We can write $\Omega ^4$ as a function of the other powers of the matrix, and do it for any power higher than 4. The exponential series in (5) becomes a polynomial of order 3. The correct values of the coefficients of this polynomial are given by the Hamilton-Cayley theorem. This method is particularly advised for numerical matrices for which the diagonal method cannot be efficiently employed.

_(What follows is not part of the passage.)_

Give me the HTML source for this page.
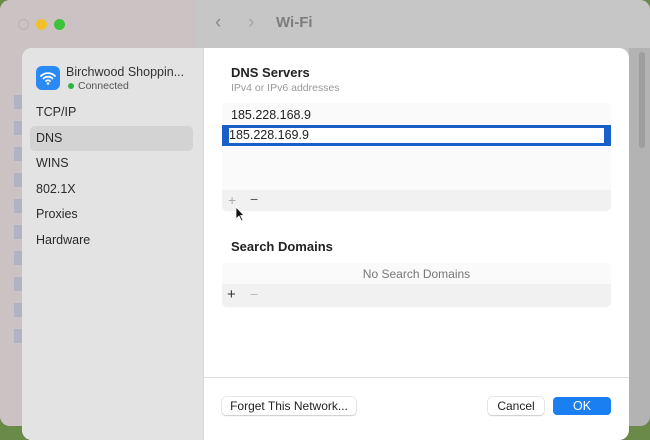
<!DOCTYPE html><html><head><style>
body{margin:0;width:650px;height:434px;overflow:hidden;position:relative;font-family:"Liberation Sans",sans-serif;background:#6a8a4a}
.a{position:absolute}
</style></head><body>
<div class="a" style="left:0;top:0;width:650px;height:426px;background:#c3c3c3;border-radius:10px;overflow:hidden">
 <div class="a" style="left:0;top:0;width:196px;height:426px;background:#cbc3c3"></div>
 <div class="a" style="left:196px;top:0;width:454px;height:48px;background:#c6c6c6"></div>
 <div class="a" style="left:629px;top:48px;width:21px;height:378px;background:#b3b3b3"></div>
 <div class="a" style="left:639px;top:52px;width:6px;height:96px;background:#9e9e9e;border-radius:3px"></div>
 <div class="a" style="left:18px;top:19px;width:11px;height:11px;border-radius:50%;border:1px solid #b9b0b0;box-sizing:border-box"></div>
 <div class="a" style="left:36px;top:19px;width:11px;height:11px;border-radius:50%;background:#f2c029"></div>
 <div class="a" style="left:54px;top:19px;width:11px;height:11px;border-radius:50%;background:#3ec23a"></div>
 <div class="a" style="left:215px;top:12px;font-size:19px;color:#8a8a8a">&#8249;</div>
 <div class="a" style="left:248px;top:12px;font-size:19px;color:#a5a5a5">&#8250;</div>
 <div class="a" style="left:276px;top:14px;font-size:15px;font-weight:bold;color:#7d7d7d">Wi-Fi</div>
 <div class="a" style="left:14px;top:95px;width:10px;height:260px;background:repeating-linear-gradient(#8a9ac0 0 14px,transparent 14px 26px);opacity:.4"></div>
</div>
<div class="a" style="left:22px;top:48px;width:607px;height:392px;background:#fff;border-radius:10px;overflow:hidden">
 <div class="a" style="left:0;top:0;width:181px;height:392px;background:#e4e3e3;border-right:1px solid #d6d6d6"></div>
 <div class="a" style="left:14px;top:18px;width:24px;height:24px;border-radius:6px;background:#2a8af5">
  <svg width="24" height="24" viewBox="0 0 24 24"><path d="M5 10a10 10 0 0 1 14 0M7.5 12.5a6.5 6.5 0 0 1 9 0M10 15a3 3 0 0 1 4 0" stroke="#fff" stroke-width="1.8" fill="none" stroke-linecap="round"/><circle cx="12" cy="17.5" r="1.3" fill="#fff"/></svg></div>
 <div class="a" style="left:44px;top:17px;font-size:12.5px;color:#333">Birchwood Shoppin...</div>
 <div class="a" style="left:46px;top:35px;width:6px;height:6px;border-radius:50%;background:#2fb443"></div>
 <div class="a" style="left:56px;top:32px;font-size:10.5px;color:#555">Connected</div>
 <div class="a" style="left:8px;top:78px;width:163px;height:25px;background:#d3d3d3;border-radius:5px"></div>
 <div class="a" style="left:14px;top:52px;font-size:12.5px;color:#2a2a2a;line-height:25.5px">TCP/IP<br>DNS<br>WINS<br>802.1X<br>Proxies<br>Hardware</div>
 <div class="a" style="left:209px;top:17px;font-size:13px;font-weight:bold;color:#222">DNS Servers</div>
 <div class="a" style="left:209px;top:34px;font-size:10.5px;color:#999">IPv4 or IPv6 addresses</div>
 <div class="a" style="left:200px;top:55px;width:389px;height:108px;background:#fafafa;border-radius:5px;overflow:hidden">
  <div class="a" style="left:0;top:87px;width:389px;height:21px;background:#f1f1f1"></div>
  <div class="a" style="left:9px;top:5px;font-size:12.5px;color:#222">185.228.168.9</div>
  <div class="a" style="left:6px;top:89px;font-size:14px;color:#aaa">+</div>
  <div class="a" style="left:28px;top:88px;font-size:14px;color:#555">&#8722;</div>
 </div>
 <div class="a" style="left:200px;top:77px;width:389px;height:21px;background:#1a5fc8"></div>
 <div class="a" style="left:207px;top:80px;width:375px;height:15px;background:#fff;font-size:12.5px;color:#222;line-height:15px">185.228.169.9</div>
 <svg class="a" style="left:213px;top:158px" width="10" height="16" viewBox="0 0 10 16"><path d="M1 1v12l3-3 2.5 5 1.5-.7-2.4-4.8H9z" fill="#111" stroke="#fff" stroke-width=".8"/></svg>
 <div class="a" style="left:209px;top:191px;font-size:13px;font-weight:bold;color:#222">Search Domains</div>
 <div class="a" style="left:200px;top:215px;width:389px;height:44px;background:#fafafa;border-radius:5px;overflow:hidden">
  <div class="a" style="left:0;top:0;width:389px;height:21px;font-size:12px;color:#777;text-align:center;line-height:22px">No Search Domains</div>
  <div class="a" style="left:0;top:21px;width:389px;height:23px;background:#f1f1f1"></div>
  <div class="a" style="left:5px;top:23px;font-size:15px;color:#333">+</div>
  <div class="a" style="left:28px;top:23px;font-size:14px;color:#bbb">&#8722;</div>
 </div>
 <div class="a" style="left:182px;top:329px;width:425px;height:1px;background:#dedede"></div>
 <div class="a" style="left:200px;top:349px;width:134px;height:18px;border-radius:4px;background:#fff;box-shadow:0 0 0 .5px #ccc,0 1px 1px #ccc;font-size:12px;color:#222;text-align:center;line-height:18px">Forget This Network...</div>
 <div class="a" style="left:466px;top:349px;width:56px;height:18px;border-radius:4px;background:#fff;box-shadow:0 0 0 .5px #ccc,0 1px 1px #ccc;font-size:12px;color:#222;text-align:center;line-height:18px">Cancel</div>
 <div class="a" style="left:531px;top:349px;width:58px;height:18px;border-radius:4px;background:#1a7ff0;font-size:12.5px;color:#fff;text-align:center;line-height:18px">OK</div>
</div>
</body></html>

2.3 Integration of the emission vector

The integration of the inhomogeneous part of the transfer equation can be addressed by two main methods. The first one is to continue with the sampling technique as the Canarias Hermite method does. We have discussed it in the subsection on the calculation of the exponent. The second one is to give an analytical expression for the emission vector. For instance, we can assume it is linear with optical depth, as in the Milne-Eddington model atmosphere. Once we have an analytical function we can integrate the whole analytically or use numerical integration techniques. In the case of DIAGONAL we have chosen the analytical integration and used for all the tests a Milne-Eddington linear source function. This is a choice made for those tests. Other functions can be used without changing the characteristics of the code, although it is worthy to note that the analytical integration becomes rapidly very difficult due to the presence of an exponential of non-linear functions. In any case, errors do not accumulate due to this integration in the actually used code.

2.4 Summary of errors

As a conclusion of this section, we can summarize the sources of errors in the DIAGONAL code by saying that at worst it will behave like DELO, i.e., like a 2nd order integration technique. DIAGONAL cannot be qualified as an nth order technique in general. The reason is its mixed character. If it is asked to integrate a commuting absorption matrix it will provide an analytical result. In the worst case, when the residual becomes too big, DIAGONAL will behave as DELO. Nevertheless, this last extreme has never been found in the actual tests.